* START *

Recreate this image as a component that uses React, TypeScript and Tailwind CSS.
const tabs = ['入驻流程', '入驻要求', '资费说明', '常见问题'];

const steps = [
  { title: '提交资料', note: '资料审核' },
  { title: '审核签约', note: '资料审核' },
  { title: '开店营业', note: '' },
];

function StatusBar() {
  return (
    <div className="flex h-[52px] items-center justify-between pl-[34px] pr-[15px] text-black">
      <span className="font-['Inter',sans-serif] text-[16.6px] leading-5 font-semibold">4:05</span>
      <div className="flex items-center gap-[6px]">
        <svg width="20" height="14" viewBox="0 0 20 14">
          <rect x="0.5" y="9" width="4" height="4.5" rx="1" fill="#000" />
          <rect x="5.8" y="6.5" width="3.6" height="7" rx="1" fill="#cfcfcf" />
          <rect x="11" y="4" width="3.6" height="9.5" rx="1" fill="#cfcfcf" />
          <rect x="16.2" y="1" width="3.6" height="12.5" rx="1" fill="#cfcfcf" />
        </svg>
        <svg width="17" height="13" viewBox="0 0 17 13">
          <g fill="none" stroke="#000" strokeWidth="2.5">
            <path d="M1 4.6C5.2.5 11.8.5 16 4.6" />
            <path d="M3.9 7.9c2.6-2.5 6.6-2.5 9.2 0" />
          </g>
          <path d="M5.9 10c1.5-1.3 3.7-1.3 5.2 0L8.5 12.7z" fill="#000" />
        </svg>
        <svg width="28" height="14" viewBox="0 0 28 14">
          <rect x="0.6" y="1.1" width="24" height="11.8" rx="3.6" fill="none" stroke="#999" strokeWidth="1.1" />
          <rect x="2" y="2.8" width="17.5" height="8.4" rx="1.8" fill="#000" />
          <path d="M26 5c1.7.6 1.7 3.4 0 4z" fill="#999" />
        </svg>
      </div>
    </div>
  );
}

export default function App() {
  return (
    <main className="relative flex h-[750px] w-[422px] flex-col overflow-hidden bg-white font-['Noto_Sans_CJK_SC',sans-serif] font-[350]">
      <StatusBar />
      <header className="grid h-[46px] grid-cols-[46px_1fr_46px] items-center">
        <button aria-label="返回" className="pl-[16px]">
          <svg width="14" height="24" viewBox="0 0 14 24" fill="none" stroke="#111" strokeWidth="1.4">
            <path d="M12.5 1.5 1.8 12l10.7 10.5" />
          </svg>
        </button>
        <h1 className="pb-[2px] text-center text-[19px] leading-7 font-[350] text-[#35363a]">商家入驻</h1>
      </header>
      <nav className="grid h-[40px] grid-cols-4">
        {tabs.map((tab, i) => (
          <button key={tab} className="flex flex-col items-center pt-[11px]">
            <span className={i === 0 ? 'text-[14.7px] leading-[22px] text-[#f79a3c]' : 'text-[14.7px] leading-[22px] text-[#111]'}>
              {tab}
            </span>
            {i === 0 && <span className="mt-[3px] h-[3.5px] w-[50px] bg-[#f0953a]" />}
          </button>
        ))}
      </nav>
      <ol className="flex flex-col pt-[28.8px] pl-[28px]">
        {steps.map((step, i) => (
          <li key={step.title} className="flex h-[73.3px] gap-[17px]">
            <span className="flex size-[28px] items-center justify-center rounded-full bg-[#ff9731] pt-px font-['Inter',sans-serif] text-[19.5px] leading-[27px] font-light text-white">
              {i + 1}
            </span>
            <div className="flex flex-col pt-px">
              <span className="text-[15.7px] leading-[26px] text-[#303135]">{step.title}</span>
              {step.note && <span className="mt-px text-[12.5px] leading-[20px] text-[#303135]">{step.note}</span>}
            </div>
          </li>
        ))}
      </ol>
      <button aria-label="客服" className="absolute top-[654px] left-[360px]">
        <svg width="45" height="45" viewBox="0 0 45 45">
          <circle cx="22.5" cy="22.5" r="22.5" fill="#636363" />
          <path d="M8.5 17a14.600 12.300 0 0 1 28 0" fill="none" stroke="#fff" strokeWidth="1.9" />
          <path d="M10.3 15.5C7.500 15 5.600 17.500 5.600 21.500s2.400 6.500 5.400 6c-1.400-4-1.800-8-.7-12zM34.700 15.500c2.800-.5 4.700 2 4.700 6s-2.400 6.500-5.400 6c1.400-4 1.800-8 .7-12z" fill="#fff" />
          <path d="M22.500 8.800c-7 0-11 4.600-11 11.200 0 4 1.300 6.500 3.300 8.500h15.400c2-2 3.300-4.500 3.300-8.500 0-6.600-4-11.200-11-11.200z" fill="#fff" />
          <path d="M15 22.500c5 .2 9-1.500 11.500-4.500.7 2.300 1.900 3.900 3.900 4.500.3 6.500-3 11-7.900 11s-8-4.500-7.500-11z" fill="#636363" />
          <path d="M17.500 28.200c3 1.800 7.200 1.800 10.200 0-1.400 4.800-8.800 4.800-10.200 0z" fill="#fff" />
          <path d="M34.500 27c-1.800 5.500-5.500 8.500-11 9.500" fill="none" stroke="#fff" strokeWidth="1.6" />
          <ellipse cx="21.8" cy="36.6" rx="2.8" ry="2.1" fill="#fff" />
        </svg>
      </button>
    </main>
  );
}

* END *

= What to do =
Please output the entire listing exactly as it stands.

= Worked solution =
Recreate this image as a component that uses React, TypeScript and Tailwind CSS.
const tabs = ['入驻流程', '入驻要求', '资费说明', '常见问题'];

const steps = [
  { title: '提交资料', note: '资料审核' },
  { title: '审核签约', note: '资料审核' },
  { title: '开店营业', note: '' },
];

function StatusBar() {
  return (
    <div className="flex h-[52px] items-center justify-between pl-[34px] pr-[15px] text-black">
      <span className="font-['Inter',sans-serif] text-[16.6px] leading-5 font-semibold">4:05</span>
      <div className="flex items-center gap-[6px]">
        <svg width="20" height="14" viewBox="0 0 20 14">
          <rect x="0.5" y="9" width="4" height="4.5" rx="1" fill="#000" />
          <rect x="5.8" y="6.5" width="3.6" height="7" rx="1" fill="#cfcfcf" />
          <rect x="11" y="4" width="3.6" height="9.5" rx="1" fill="#cfcfcf" />
          <rect x="16.2" y="1" width="3.6" height="12.5" rx="1" fill="#cfcfcf" />
        </svg>
        <svg width="17" height="13" viewBox="0 0 17 13">
          <g fill="none" stroke="#000" strokeWidth="2.5">
            <path d="M1 4.6C5.2.5 11.8.5 16 4.6" />
            <path d="M3.9 7.9c2.6-2.5 6.6-2.5 9.2 0" />
          </g>
          <path d="M5.9 10c1.5-1.3 3.7-1.3 5.2 0L8.5 12.7z" fill="#000" />
        </svg>
        <svg width="28" height="14" viewBox="0 0 28 14">
          <rect x="0.6" y="1.1" width="24" height="11.8" rx="3.6" fill="none" stroke="#999" strokeWidth="1.1" />
          <rect x="2" y="2.8" width="17.5" height="8.4" rx="1.8" fill="#000" />
          <path d="M26 5c1.7.6 1.7 3.4 0 4z" fill="#999" />
        </svg>
      </div>
    </div>
  );
}

export default function App() {
  return (
    <main className="relative flex h-[750px] w-[422px] flex-col overflow-hidden bg-white font-['Noto_Sans_CJK_SC',sans-serif] font-[350]">
      <StatusBar />
      <header className="grid h-[46px] grid-cols-[46px_1fr_46px] items-center">
        <button aria-label="返回" className="pl-[16px]">
          <svg width="14" height="24" viewBox="0 0 14 24" fill="none" stroke="#111" strokeWidth="1.4">
            <path d="M12.5 1.5 1.8 12l10.7 10.5" />
          </svg>
        </button>
        <h1 className="pb-[2px] text-center text-[19px] leading-7 font-[350] text-[#35363a]">商家入驻</h1>
      </header>
      <nav className="grid h-[40px] grid-cols-4">
        {tabs.map((tab, i) => (
          <button key={tab} className="flex flex-col items-center pt-[11px]">
            <span className={i === 0 ? 'text-[14.7px] leading-[22px] text-[#f79a3c]' : 'text-[14.7px] leading-[22px] text-[#111]'}>
              {tab}
            </span>
            {i === 0 && <span className="mt-[3px] h-[3.5px] w-[50px] bg-[#f0953a]" />}
          </button>
        ))}
      </nav>
      <ol className="flex flex-col pt-[28.8px] pl-[28px]">
        {steps.map((step, i) => (
          <li key={step.title} className="flex h-[73.3px] gap-[17px]">
            <span className="flex size-[28px] items-center justify-center rounded-full bg-[#ff9731] pt-px font-['Inter',sans-serif] text-[19.5px] leading-[27px] font-light text-white">
              {i + 1}
            </span>
            <div className="flex flex-col pt-px">
              <span className="text-[15.7px] leading-[26px] text-[#303135]">{step.title}</span>
              {step.note && <span className="mt-px text-[12.5px] leading-[20px] text-[#303135]">{step.note}</span>}
            </div>
          </li>
        ))}
      </ol>
      <button aria-label="客服" className="absolute top-[654px] left-[360px]">
        <svg width="45" height="45" viewBox="0 0 45 45">
          <circle cx="22.5" cy="22.5" r="22.5" fill="#636363" />
          <path d="M8.5 17a14.600 12.300 0 0 1 28 0" fill="none" stroke="#fff" strokeWidth="1.9" />
          <path d="M10.3 15.5C7.500 15 5.600 17.500 5.600 21.500s2.400 6.500 5.400 6c-1.400-4-1.800-8-.7-12zM34.700 15.500c2.800-.5 4.700 2 4.700 6s-2.400 6.500-5.400 6c1.400-4 1.800-8 .7-12z" fill="#fff" />
          <path d="M22.500 8.800c-7 0-11 4.600-11 11.200 0 4 1.300 6.500 3.300 8.500h15.400c2-2 3.300-4.500 3.300-8.500 0-6.600-4-11.200-11-11.200z" fill="#fff" />
          <path d="M15 22.500c5 .2 9-1.500 11.500-4.500.7 2.300 1.900 3.900 3.900 4.500.3 6.500-3 11-7.900 11s-8-4.500-7.500-11z" fill="#636363" />
          <path d="M17.500 28.200c3 1.800 7.200 1.800 10.200 0-1.400 4.800-8.800 4.800-10.200 0z" fill="#fff" />
          <path d="M34.500 27c-1.800 5.500-5.500 8.500-11 9.500" fill="none" stroke="#fff" strokeWidth="1.6" />
          <ellipse cx="21.8" cy="36.6" rx="2.8" ry="2.1" fill="#fff" />
        </svg>
      </button>
    </main>
  );
}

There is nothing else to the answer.